The canonical algorithm for cluster analysis is K-Means Clustering. The basic idea with the procedure is to assign all $n$ elements of a feature space into $K$ separate and non-overlapping clusters.

To achieve this a simple iterative algorithm is used. All elements of the feature space are initially randomly assigned a cluster $k \in \{1, \ldots, K \}$. At this point the algorithm iterates and for each step of the iteration calculates the mean vector - the centroid - for each cluster, $k$, and then assigns each element to the cluster possessing the nearest centroid, using a Euclidean distance metric. The algorithm is iterated until the centroid locations remain fixed to within a certain pre-specified tolerance distance.

In quantitative finance clustering is commonly used to identify assets that have similar characteristics, which is useful in constructing diversified portfolios. It can also be utilised for detecting market regimes and thus potentially acting as a risk management tool. We will be studying clustering techniques for assets in future articles.

Bibliographic Note

An introduction to unsupervised learning, and its difficulties, can be found in [1]. It is accessible to those without a strong mathematical background or those coming from other areas of science.
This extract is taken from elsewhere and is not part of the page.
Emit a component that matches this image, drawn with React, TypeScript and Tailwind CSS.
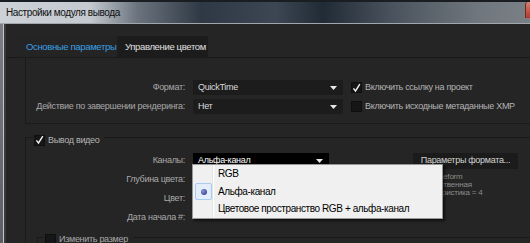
import React from "react";

function Check({ checked }: { checked?: boolean }) {
  return (
    <div className="w-[11px] h-[11px] bg-[#161616] border border-[#0f0f0f] flex items-center justify-center shrink-0">
      {checked && (
        <svg width="10" height="10" viewBox="0 0 10 10">
          <path d="M1.6 5.4 L3.9 8.3 L8.7 0.6" stroke="#f4f4f4" strokeWidth="1.5" fill="none" />
        </svg>
      )}
    </div>
  );
}

function Arrow() {
  return (
    <svg width="7" height="4" viewBox="0 0 7 4" className="shrink-0">
      <path d="M0 0 H7 L3.5 4 Z" fill="#e8e8e8" />
    </svg>
  );
}

function Select({ value, className }: { value: string; className: string }) {
  return (
    <div className={"h-[15px] flex items-center justify-between pl-[5px] pr-[6px] whitespace-nowrap " + className}>
      <span>{value}</span>
      <Arrow />
    </div>
  );
}

export default function App() {
  return (
    <div className="w-[530px] h-[243px] overflow-hidden relative bg-[#252525] text-[9px] tracking-[-0.3px] leading-none font-['Liberation_Sans',Arial,sans-serif]">
      {/* title bar */}
      <div className="h-[24px] flex items-start border-b border-[#a2a7ad] border-t-2 border-t-[#1a1d21] bg-[linear-gradient(90deg,#cdd2d7_0%,#c3c9cf_17%,#6a737d_26%,#2f3945_38%,#3c4753_52%,#212b36_61%,#4a535d_74%,#6f767d_90%,#7a8086_100%)]">
        <div className="flex-1 h-full flex items-center pl-[6px] text-[10px] tracking-[-0.4px] text-[#111]">Настройки модуля вывода</div>
        <div className="w-[5px] h-[16px] bg-[linear-gradient(180deg,#d8806f,#b3382a)] rounded-tl-[3px] border-l border-[#6b2a22]" />
      </div>

      <div className="flex h-[219px]">
        {/* left frame */}
        <div className="w-[6px] flex shrink-0">
          <div className="w-[3px] bg-[linear-gradient(180deg,#7c8086,#5c5f63)]" />
          <div className="w-[1px] bg-[#c6c6c6]" />
          <div className="w-[2px] bg-[#3a3a3a]" />
        </div>

        <div className="flex-1 flex flex-col">
          {/* tabs */}
          <div className="pt-[12px] pl-[12px] flex border-b border-[#1a1a1a] whitespace-nowrap text-[9.5px] tracking-[-0.35px]">
            <div className="h-[21px] w-[99px] pl-[8px] flex items-center bg-[#242424] text-[#3a9fe3]">Основные параметры</div>
            <div className="h-[21px] w-[91px] pl-[8px] flex items-center bg-[#1c1c1c] text-[#e0e0e0]">Управление цветом</div>
          </div>

          {/* format group */}
          <div className="ml-[19px] border-l border-b border-[#1a1a1a] pt-[22px] pb-[9px] flex flex-col gap-[4px] text-[#a8a8a8] whitespace-nowrap">
            <div className="flex items-center">
              <div className="w-[167px] text-right pr-[8px]">Формат:</div>
              <Select value="QuickTime" className="w-[150px] bg-[#1c1c1c] text-[#dadada]" />
              <div className="ml-[8px] mr-[3px]"><Check checked /></div>
              <span className="text-[#b4b4b4]">Включить ссылку на проект</span>
            </div>
            <div className="flex items-center">
              <div className="w-[167px] text-right pr-[8px]">Действие по завершении рендеринга:</div>
              <Select value="Нет" className="w-[150px] bg-[#1c1c1c] text-[#dadada]" />
              <div className="ml-[8px] mr-[3px]"><Check /></div>
              <span className="text-[#b4b4b4]">Включить исходные метаданные XMP</span>
            </div>
          </div>

          {/* video group */}
          <div className="ml-[19px] mt-[13px] border-l border-t border-[#1a1a1a] flex-1 text-[#a8a8a8] whitespace-nowrap">
            <div className="-mt-[6px] ml-[7px] pl-[1px] pr-[5px] bg-[#252525] inline-flex items-center gap-[3px]">
              <Check checked />
              <span className="text-[#b4b4b4]">Вывод видео</span>
            </div>
            <div className="pt-[4px] flex">
              <div className="flex flex-col">
                {["Каналы:", "Глубина цвета:", "Цвет:", "Дата начала #:"].map((l) => (
                  <div key={l} className="h-[19px] w-[167px] pr-[8px] flex items-center justify-end">{l}</div>
                ))}
              </div>
              <div className="h-[19px] flex items-center">
                <Select value="Альфа-канал" className="w-[136px] bg-black text-white" />
              </div>
              <div className="ml-[84px] flex flex-col">
                <div className="h-[19px] flex items-center">
                  <div className="w-[105px] h-[16px] bg-[#1b1b1b] text-[#d4d4d4] flex items-center justify-center">Параметры формата...</div>
                </div>
                <div className="mt-[3px] text-[8px] leading-[8px] tracking-[-0.2px] text-[#8c8c8c]">
                  <div className="pl-[15px]">Waveform</div>
                  <div className="pl-[10px]">Естественная</div>
                  <div>Характеристика = 4</div>
                </div>
              </div>
            </div>

            {/* resize group */}
            <div className="ml-[11px] mt-[10px] border-l border-t border-[#1a1a1a] h-[20px]">
              <div className="-mt-[6px] ml-[6px] pl-[1px] pr-[5px] bg-[#252525] inline-flex items-center gap-[3px]">
                <Check />
                <span>Изменить размер</span>
              </div>
            </div>
          </div>
        </div>
      </div>

      {/* channels popup */}
      <div className="absolute left-[192px] top-[164px] w-[251px] h-[55px] bg-[#f0f0f0] border border-[#979797] shadow-[2px_2px_2px_rgba(0,0,0,0.55)] flex text-[10px] tracking-[-0.4px] text-black whitespace-nowrap">
        <div className="w-[20px] relative border-r border-[#e2e3e3]">
          <div className="absolute left-[2px] top-[18px] w-[17px] h-[17px] border border-[#a8cbf0] rounded-[2px] bg-[#e4eefb] flex items-center justify-center">
            <div className="w-[6px] h-[6px] rounded-full bg-[radial-gradient(circle_at_35%_35%,#8b94d8,#242a78)]" />
          </div>
        </div>
        <div className="flex-1 border-l border-white flex flex-col pl-[4px]">
          <div className="h-[18px] flex items-center">RGB</div>
          <div className="h-[18px] flex items-center">Альфа-канал</div>
          <div className="h-[18px] flex items-center">Цветовое пространство RGB + альфа-канал</div>
        </div>
      </div>
    </div>
  );
}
A significantly more advanced mathematical discussion, at the graduate level, can be found in [2]. The book discusses many unsupervised techniques although it is primarily about supervised methods. [3] discusses high-dimensionality and the problems it causes at a reasonable mathematical level, concentrating primarily on PCA and clustering, while [4] considers unsupervised learning through the probabilistic density estimation approach at a gentler mathematical level of rigour.